The center won an AIA/COTE Top 10 award for 2007. Speaking for the jury, Traci Rose Rider said, “We were impressed by the way they blended active and passive technologies. It’s really using all of earth’s devices, then dramatizing that with this visible structure.”

With the center fully booked with educational sessions, the attention garnered by its architecture has also brought attention to the need for renewable power in Hawaii. Even passing aircraft seem to change course to get a better look at the building, says Rolston, noting “Sitting out there on the lava, it’s an interesting thing to see.”

Additional project information from Architecture 2030:
Location:
Kailua-Kona, HI United States
Architect/Engineer: Ferraro Choi And Associates, Ltd.
Owner: Natural Energy Laboratory of Hawaii Authority
Building Type: Governmental
Year Built: 2005
Size (SF): 3,600
Cost/SF: $593.00 per square foot
LEED Level: Platinum
Renewable Systems: PV
% Load Met by Renewables: 100
Energy Use Intensity (EUI): 43.1 (Total); 20 (Non-Renewable)
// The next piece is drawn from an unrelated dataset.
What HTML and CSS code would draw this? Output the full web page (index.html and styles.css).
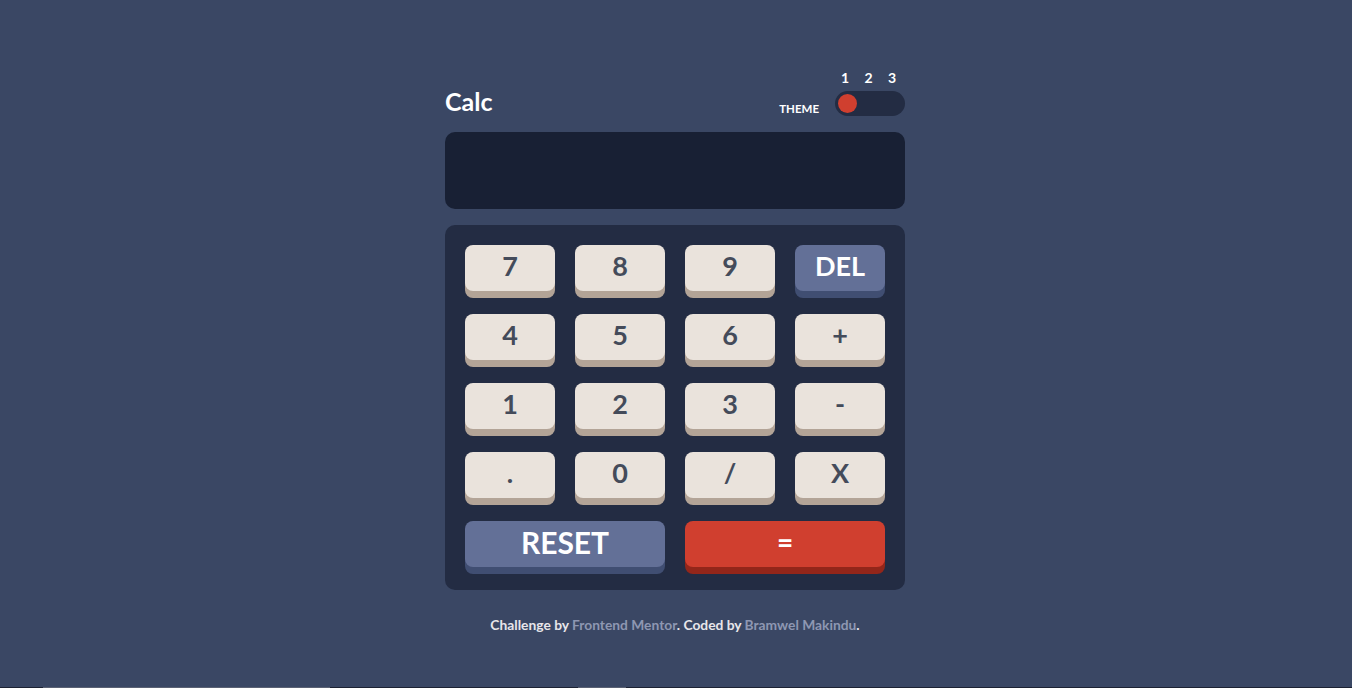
FILE: index.html
```html
<!DOCTYPE html>
<html lang="en">
<head>
<meta charset="utf-8">
<title>Calculator app</title>
<link rel="stylesheet" href="styles.css">
</head>
<body>
<main class="page">
  <header class="top">
    <h1 class="title">Calc</h1>
    <div class="theme">
      <span class="theme-label">THEME</span>
      <div class="theme-switch">
        <div class="theme-nums"><span>1</span><span>2</span><span>3</span></div>
        <div class="toggle"><span class="knob"></span></div>
      </div>
    </div>
  </header>
  <section class="screen"></section>
  <section class="keypad">
    <button class="key">7</button>
    <button class="key">8</button>
    <button class="key">9</button>
    <button class="key key-alt key-del">DEL</button>
    <button class="key">4</button>
    <button class="key">5</button>
    <button class="key">6</button>
    <button class="key key-op">+</button>
    <button class="key">1</button>
    <button class="key">2</button>
    <button class="key">3</button>
    <button class="key key-op">-</button>
    <button class="key">.</button>
    <button class="key">0</button>
    <button class="key">/</button>
    <button class="key">X</button>
    <button class="key key-alt key-wide key-reset">RESET</button>
    <button class="key key-eq key-wide">=</button>
  </section>
  <footer class="attribution">
    Challenge by <a href="#">Frontend Mentor</a>. Coded by <a href="#">Bramwel Makindu</a>.
  </footer>
</main>
<div class="edge">
  <span class="edge-a"></span><span class="edge-gap1"></span><span class="edge-b"></span>
</div>
</body>
</html>
```

FILE: styles.css
```css
* { box-sizing: border-box; }

html, body {
  margin: 0;
  padding: 0;
}

body {
  height: 688px;
  overflow: hidden;
  background: #3a4764;
  font-family: "Lato", "Open Sans", "Liberation Sans", sans-serif;
  font-weight: 700;
  color: #ffffff;
  display: flex;
  flex-direction: column;
}

.page {
  width: 460px;
  margin-left: calc(50% - 231px);
  padding-top: 70px;
  flex: none;
}

.top {
  display: flex;
  justify-content: space-between;
  align-items: flex-end;
  height: 46px;
  margin-bottom: 16px;
}

.title {
  margin: 0;
  font-size: 25px;
  line-height: 30px;
  font-weight: 700;
  color: #ffffff;
}

.theme {
  display: flex;
  align-items: flex-end;
  gap: 16px;
}

.theme-label {
  font-size: 11.5px;
  line-height: 14px;
  font-weight: 700;
  color: #ffffff;
}

.theme-switch {
  display: flex;
  flex-direction: column;
  gap: 5px;
  width: 70px;
}

.theme-nums {
  display: flex;
  justify-content: space-between;
  padding: 0 9px 0 6px;
  font-size: 14px;
  line-height: 16px;
  height: 16px;
  font-weight: 700;
}

.toggle {
  height: 25px;
  border-radius: 13px;
  background: #232c43;
  display: flex;
  align-items: center;
  padding: 0 3px;
}

.knob {
  width: 19px;
  height: 19px;
  border-radius: 50%;
  background: #d03f2f;
}

.screen {
  height: 77px;
  border-radius: 10px;
  background: #182034;
  margin-bottom: 16px;
}

.keypad {
  background: #232c43;
  border-radius: 10px;
  padding: 20px 20px 23px;
  display: grid;
  grid-template-columns: repeat(4, 90px);
  column-gap: 20px;
  row-gap: 23px;
}

.key {
  height: 46px;
  border: none;
  border-radius: 8px;
  background: #eae3dc;
  box-shadow: 0 7px 0 #b3a497;
  color: #444b5a;
  font-family: inherit;
  font-weight: 700;
  font-size: 27px;
  line-height: 30px;
  padding: 0 0 4px;
  margin: 0;
  display: flex;
  align-items: center;
  justify-content: center;
  cursor: pointer;
}

.key-op {
  font-size: 27px;
}

.key-alt {
  background: #637097;
  box-shadow: 0 7px 0 #404e72;
  color: #ffffff;
}

.key-del {
  font-size: 27px;
}

.key-reset {
  font-size: 30px;
}

.key-wide {
  grid-column: span 2;
}

.key-eq {
  background: #d03f2f;
  box-shadow: 0 7px 0 #93261a;
  color: #ffffff;
  font-size: 28px;
}

.attribution {
  margin-top: 27px;
  text-align: center;
  font-size: 13.8px;
  line-height: 16px;
  color: #e8e6ea;
}

.attribution a {
  color: #8e97b2;
  text-decoration: none;
}

.edge {
  margin-top: auto;
  height: 1px;
  background: #1c2233;
  display: flex;
  flex: none;
}

.edge-a {
  margin-left: 43px;
  width: 287px;
  background: #5b6274;
}

.edge-gap1 {
  width: 248px;
}

.edge-b {
  width: 48px;
  background: #5b6274;
}
```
HVAC: Natural Ventilation, sea water cooling for slab and air
Lighting: Daylighting
Envelope: Shading, thermal mass, well insulated
Controls: Energy Highlights: The building was designed with an onsite, photovoltaic array. When the building was constructed, this provided about 50% of the total energy needed to run the seawater pumps, lights, and other electrical equipment. A pump adjustment, in 2006, allows the photovoltaic system to now provide all of the energy needed on site. The building is designed to consume about 20% of the energy that would be required by a comparable building designed in minimal compliance with ASHRAE 90.1-1999.